「親は何を言ってもわかってくれない。だからもう何も言わない」
家族との会話がなかった
親とのコミュニケーションがとれなくて、ずーと引きこもりの状態が続いていて。本を読んだり、自分なりに考えたことなんかをパソコンに文章化したりして、数年がたつという「引きこもり過食」の美佳さん。本当に会話がなかったんです。部屋からでてくるのも夕飯のときだけ。それも大急ぎで食べて、過食をしに自室へ戻る。テレビがついているから、みんなの顔はテレビに釘付け。一日一回だけ顔をあわせる美佳さんのほうを、誰も向かないまま。そして3年が過ぎた。
相談を受けたセラピストは「これではいけない。せめてテレビを消して会話のチャンスを」と、アドバイスをだした。「やだー、僕みたい番組があるのに!」と叫ぶ弟も説得して、なんとかテレビのスイッチだけは入れずに夕食を囲むという約束ができあがった。
ポツリ、ポツリと会話が交わされて
三ヶ月ほどたつと、夕食の模様がかわってきた。弟は学校であったことを話し出した。部活のサッカークラブのことも聞いてほしいようだ。いつのまにか弟が緩衝剤となって、美佳と両親の間にも会話が行き交うようになってきた。「美佳ちゃん、もうちょっとゆっくり食べたら」「えー、ゆっくり食べてるやん」といったさりげない会話だ。「いいですよ。さりげない雑談こそがコミュニケーションの基盤になりますから。大いに裾野を広げてください」と、面接でセラピストも舵取りをする。
美佳は食後すぐに自室に引っ込んでいたが、少しづつ夕食がすんでも居間で時間を過ごすようになってきた。時には「あのね、お母さん」と、自分から話しかけたりもする。「明日ね、図書館に行ってみようと思うんだけど」「え、図書館へ」と、母親はびっくり。ここ数年外に自分から出かけるということがなかったのだ。「それはいいね。なにか本をさがすの」「うん、なんか読んでみようかなって思って。見つかるかな」「どんな本、読みたいん」「ようわからんけど」。

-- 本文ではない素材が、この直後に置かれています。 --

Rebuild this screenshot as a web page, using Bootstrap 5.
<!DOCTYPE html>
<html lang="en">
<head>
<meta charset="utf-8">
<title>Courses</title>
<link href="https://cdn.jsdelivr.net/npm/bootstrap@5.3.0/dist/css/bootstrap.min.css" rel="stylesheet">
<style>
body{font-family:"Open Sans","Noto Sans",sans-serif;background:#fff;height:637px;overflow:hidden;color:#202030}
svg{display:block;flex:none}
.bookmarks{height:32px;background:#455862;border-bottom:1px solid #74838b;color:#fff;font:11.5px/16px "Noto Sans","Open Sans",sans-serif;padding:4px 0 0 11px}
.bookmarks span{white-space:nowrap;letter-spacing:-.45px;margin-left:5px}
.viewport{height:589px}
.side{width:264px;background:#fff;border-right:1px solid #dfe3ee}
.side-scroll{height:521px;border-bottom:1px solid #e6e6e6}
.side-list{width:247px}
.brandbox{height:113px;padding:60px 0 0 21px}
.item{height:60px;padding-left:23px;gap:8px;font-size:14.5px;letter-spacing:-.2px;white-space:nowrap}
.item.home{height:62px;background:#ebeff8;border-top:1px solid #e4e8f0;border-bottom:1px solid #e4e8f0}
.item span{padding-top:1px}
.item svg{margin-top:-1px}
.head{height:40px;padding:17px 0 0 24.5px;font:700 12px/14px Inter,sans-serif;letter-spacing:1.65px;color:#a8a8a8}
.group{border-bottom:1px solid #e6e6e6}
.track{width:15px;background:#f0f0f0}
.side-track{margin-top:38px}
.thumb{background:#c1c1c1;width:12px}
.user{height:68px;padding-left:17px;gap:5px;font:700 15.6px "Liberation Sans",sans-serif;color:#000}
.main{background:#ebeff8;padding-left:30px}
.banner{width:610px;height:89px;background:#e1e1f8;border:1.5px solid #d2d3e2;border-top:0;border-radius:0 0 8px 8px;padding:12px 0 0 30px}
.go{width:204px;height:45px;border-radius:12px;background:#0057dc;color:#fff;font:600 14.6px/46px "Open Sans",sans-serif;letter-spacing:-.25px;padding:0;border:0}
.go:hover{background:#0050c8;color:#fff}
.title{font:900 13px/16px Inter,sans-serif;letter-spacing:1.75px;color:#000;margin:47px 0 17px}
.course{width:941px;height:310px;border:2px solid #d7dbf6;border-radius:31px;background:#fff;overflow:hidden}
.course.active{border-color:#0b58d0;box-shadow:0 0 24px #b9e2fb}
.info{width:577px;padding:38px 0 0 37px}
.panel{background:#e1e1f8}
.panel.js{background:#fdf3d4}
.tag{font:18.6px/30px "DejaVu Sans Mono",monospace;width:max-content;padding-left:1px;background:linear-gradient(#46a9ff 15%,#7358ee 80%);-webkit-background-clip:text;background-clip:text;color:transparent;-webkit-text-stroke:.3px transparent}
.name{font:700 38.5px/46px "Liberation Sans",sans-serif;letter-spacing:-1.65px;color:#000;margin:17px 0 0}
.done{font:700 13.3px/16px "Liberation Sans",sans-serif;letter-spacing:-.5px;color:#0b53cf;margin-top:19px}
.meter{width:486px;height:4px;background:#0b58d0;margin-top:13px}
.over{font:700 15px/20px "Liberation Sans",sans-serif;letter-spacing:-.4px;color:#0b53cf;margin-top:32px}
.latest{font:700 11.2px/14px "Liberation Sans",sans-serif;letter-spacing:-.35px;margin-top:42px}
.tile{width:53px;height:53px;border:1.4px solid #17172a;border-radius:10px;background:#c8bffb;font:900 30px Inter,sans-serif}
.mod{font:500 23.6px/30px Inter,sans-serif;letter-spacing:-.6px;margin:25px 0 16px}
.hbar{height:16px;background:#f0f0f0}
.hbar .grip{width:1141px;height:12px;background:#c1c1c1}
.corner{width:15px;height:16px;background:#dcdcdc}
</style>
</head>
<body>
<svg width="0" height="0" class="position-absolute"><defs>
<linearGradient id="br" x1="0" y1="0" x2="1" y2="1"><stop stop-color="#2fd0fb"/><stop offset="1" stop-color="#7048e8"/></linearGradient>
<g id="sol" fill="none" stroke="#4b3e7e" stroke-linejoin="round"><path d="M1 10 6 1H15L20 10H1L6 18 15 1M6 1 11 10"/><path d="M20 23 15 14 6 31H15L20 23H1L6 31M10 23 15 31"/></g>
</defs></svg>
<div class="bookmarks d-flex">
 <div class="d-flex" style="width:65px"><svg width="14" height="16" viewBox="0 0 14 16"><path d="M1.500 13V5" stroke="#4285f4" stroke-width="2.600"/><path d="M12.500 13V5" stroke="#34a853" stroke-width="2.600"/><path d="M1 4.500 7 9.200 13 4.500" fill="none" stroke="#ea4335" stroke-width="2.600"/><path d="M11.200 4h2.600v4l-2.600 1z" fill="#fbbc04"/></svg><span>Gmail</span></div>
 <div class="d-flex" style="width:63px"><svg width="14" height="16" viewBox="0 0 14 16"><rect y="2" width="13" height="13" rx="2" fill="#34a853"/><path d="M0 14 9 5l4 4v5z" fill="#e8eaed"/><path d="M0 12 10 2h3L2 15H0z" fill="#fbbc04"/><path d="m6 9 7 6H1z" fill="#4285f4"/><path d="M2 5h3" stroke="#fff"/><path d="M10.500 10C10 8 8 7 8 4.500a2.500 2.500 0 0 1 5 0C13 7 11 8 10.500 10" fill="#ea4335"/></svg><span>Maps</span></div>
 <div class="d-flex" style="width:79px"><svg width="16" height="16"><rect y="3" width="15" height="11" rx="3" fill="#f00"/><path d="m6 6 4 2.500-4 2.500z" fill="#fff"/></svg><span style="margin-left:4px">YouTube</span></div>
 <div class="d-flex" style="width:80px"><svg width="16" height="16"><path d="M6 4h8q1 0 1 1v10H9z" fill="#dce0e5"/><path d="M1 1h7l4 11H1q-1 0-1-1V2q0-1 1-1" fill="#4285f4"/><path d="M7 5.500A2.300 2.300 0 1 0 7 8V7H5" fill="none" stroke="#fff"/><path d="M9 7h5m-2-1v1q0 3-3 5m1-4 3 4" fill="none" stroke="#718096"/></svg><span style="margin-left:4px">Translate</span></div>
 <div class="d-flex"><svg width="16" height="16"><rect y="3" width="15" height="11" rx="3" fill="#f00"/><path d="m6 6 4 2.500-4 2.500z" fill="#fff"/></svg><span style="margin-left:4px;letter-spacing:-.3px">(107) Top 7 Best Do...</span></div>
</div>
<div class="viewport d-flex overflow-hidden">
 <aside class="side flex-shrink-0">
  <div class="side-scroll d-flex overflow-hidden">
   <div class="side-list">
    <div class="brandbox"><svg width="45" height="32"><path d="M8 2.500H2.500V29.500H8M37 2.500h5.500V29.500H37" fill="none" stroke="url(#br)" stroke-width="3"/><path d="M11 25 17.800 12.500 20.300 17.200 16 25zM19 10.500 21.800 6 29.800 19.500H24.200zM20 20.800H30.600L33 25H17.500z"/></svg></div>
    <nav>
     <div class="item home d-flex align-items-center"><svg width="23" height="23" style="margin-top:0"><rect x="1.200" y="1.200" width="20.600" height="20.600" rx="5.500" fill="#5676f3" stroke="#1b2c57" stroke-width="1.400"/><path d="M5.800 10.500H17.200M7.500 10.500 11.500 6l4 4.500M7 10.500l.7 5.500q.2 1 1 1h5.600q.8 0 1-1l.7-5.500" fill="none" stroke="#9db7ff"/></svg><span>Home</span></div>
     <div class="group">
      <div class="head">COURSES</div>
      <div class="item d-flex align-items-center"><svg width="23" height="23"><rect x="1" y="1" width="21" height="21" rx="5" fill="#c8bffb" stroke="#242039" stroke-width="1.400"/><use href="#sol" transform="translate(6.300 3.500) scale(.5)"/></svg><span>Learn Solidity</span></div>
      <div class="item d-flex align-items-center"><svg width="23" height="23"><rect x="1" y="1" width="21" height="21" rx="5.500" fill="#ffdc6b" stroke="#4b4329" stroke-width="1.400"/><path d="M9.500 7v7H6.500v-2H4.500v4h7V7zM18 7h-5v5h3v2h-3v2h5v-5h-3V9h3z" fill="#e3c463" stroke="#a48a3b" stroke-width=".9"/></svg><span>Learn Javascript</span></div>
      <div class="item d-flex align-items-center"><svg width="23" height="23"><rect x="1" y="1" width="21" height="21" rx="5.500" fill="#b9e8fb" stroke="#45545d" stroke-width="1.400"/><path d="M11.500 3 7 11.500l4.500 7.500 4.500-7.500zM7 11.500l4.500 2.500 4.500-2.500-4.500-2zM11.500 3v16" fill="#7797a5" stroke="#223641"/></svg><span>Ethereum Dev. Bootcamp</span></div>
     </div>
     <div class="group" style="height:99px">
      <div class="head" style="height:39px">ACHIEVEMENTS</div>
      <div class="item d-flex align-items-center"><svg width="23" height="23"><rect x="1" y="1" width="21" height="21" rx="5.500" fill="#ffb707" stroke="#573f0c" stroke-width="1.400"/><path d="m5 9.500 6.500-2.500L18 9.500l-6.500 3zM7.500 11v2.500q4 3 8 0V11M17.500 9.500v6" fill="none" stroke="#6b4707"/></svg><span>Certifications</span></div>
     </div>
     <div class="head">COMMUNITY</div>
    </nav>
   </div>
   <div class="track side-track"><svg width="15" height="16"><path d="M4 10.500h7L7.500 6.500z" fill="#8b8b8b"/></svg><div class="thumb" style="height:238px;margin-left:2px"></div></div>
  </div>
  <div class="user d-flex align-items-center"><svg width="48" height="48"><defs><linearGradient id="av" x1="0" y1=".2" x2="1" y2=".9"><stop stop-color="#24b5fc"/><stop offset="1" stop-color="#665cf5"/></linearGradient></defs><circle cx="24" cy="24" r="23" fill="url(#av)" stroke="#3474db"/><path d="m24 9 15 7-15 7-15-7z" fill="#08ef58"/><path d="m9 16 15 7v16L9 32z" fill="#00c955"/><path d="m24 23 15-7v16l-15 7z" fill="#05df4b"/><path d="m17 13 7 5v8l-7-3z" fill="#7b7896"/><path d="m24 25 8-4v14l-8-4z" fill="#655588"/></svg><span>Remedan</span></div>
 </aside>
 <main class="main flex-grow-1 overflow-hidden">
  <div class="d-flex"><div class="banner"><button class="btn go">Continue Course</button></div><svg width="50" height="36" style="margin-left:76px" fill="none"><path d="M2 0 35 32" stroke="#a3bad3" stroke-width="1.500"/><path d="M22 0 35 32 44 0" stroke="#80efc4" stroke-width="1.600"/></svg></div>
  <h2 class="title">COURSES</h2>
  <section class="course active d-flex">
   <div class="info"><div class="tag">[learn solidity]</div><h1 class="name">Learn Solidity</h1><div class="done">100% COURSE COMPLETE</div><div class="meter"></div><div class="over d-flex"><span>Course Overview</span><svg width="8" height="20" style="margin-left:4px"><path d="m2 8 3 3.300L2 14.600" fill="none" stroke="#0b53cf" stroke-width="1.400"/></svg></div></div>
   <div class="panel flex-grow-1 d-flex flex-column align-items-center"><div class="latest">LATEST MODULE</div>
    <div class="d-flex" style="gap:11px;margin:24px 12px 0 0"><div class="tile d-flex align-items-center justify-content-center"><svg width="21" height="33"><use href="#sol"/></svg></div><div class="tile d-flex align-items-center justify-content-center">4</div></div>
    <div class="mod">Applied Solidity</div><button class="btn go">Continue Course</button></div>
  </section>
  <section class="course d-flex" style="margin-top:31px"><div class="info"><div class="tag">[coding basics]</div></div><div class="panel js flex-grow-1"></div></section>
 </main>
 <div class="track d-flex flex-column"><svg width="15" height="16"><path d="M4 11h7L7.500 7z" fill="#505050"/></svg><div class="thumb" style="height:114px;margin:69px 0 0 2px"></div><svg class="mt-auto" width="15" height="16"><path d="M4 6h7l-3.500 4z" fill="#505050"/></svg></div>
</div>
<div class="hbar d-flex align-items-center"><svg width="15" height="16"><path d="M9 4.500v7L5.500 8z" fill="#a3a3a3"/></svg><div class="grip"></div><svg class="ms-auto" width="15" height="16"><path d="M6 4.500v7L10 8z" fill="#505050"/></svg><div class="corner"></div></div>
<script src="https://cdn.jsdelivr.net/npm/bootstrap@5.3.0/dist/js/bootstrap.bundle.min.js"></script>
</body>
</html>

母親はうれしかった。美佳が変わってきたからだ。やっぱり食事どきの家族の会話を優先させてよかった。唯一のチャンスだから。もちろん過食がなくなったという結果はでていないが、過食の食べ物もだんだん自分で買いにでるようになった。「お母さん、過食のお金、たくさんつかってごめんな」「いいよ。気にせんで」。いままで過食に関して、決して自分から話題にすることがなかったのに。この動きは治療的にみても、親にたいして信頼感を芽ばえさせていることは明らかだ。母親は「このまま順調にすすんでくれるかな」と思ったが、やがて次の山にぶちあたることになる。
親への批判や文句の声がぞくぞくと
図書館へ通ったり、マーケットに買い物にでかけたり。文房具なんかも自分で買えるようになって。「お母さんあのね」が増えてきた。読んだ本の話しもするようになった。ところが積極的な言動が増えてくると、決していいことばかりは続かない。必ずと言っていいほど、親批判や、社会批判といった言葉も発せられるのが常である。美佳も話す内容がしだいに変わってきた。

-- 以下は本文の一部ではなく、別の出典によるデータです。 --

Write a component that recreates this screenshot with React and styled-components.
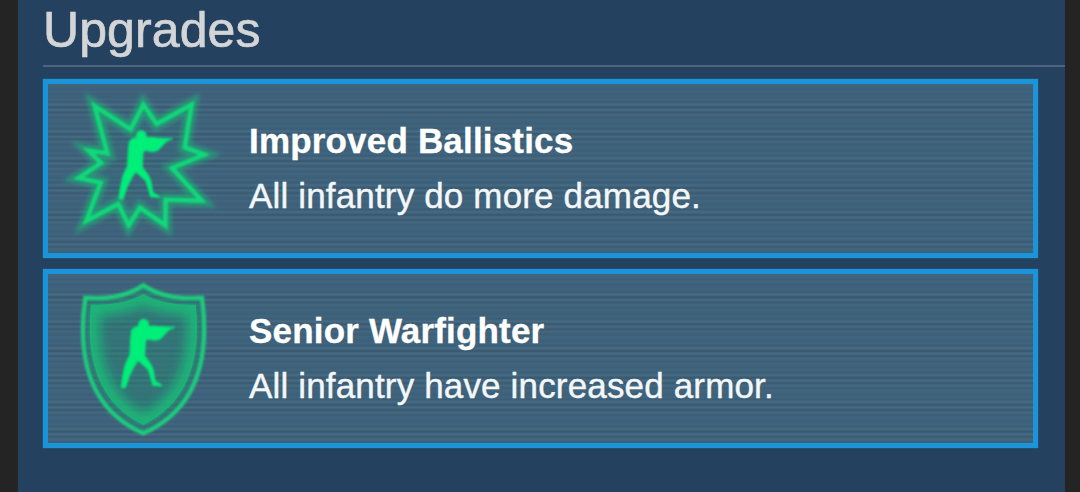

「どうして私、こんな人ぎらいになったん?」「私って、なんでみんなから浮いてしもたんやろ」「常識ってなに。なんで私にはそれが身についてへんの?」「お母さんら、どんな育てかたしたん?」「ほんまに私のことわかってくれてるの」「なんか弟ばっかりかわいがってたな。私のことほったらかしやったやんか」。親にとっては耳の痛い話しである。しかも一つ一つに答えを要求してくる。いっとき良くなってきたと安堵の胸をなでおろしていたのに。親にしてみればなんでいまさらこんなに攻められないといけないのか。また悪くなってしまったのではないだろうか。不安や怒りが先だって、またまたしんどさがどっと押し寄せてくる。
立ち直りかけたけれど、やっぱりダメ
過食症のケースにはよくあるパターンである。親子の会話がまったくない家族に少しづつ会話ができ、コミュニケーションがとれだしてくる。過食のスタイルにも自立の良い変化が見えだす。ところが次は針千本のような山がやってくる。せっかくうまくいきかけている流れがこここで再び暗礁にのりあげる。

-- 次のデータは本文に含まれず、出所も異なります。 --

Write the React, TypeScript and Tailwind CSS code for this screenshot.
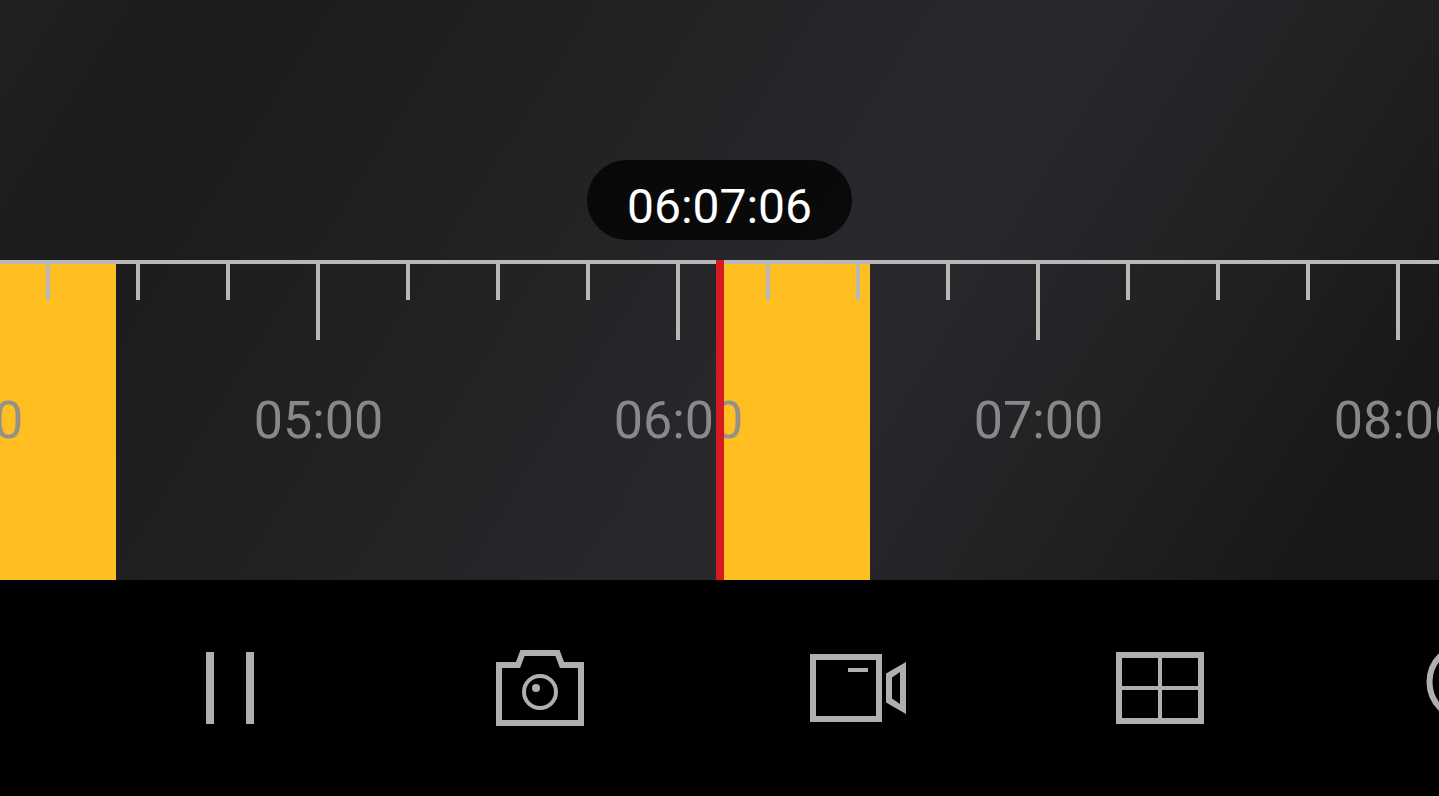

「人間関係をうまくやっていく知恵みたいなもんを教えて欲しいのに、親はまったくなんにもわかってない」と、かなり要求水準が高い美佳の発言である。「親とは小さい頃からちゃんと向き合って話しをした記憶がない。これって致命傷じゃないですか」と、きびしい表情で問いかけてくる。心の底にたまっていたマグマが噴火しはじめたのだ。この傾向は治療的には前進だが、そうとらえるには家族にはしんどすぎる。
有効な手だてを急がないと、再び美佳は自分の殻にこもってしまうだろう。じっさい送られてきた美佳の日記には、親批判を通り越してふたたび無力感を表す言葉が出始めている。「親の意識と私のそれとはずいぶん違う。こっちが一方的に説明しなくてはならないなんて、しんどすぎます。親がこれ以上私の言葉を理解しないのなら、もういい、ほっといて、やっぱりダメという気持ちになります」。よい変化のあとにくる試練の時がやってきた。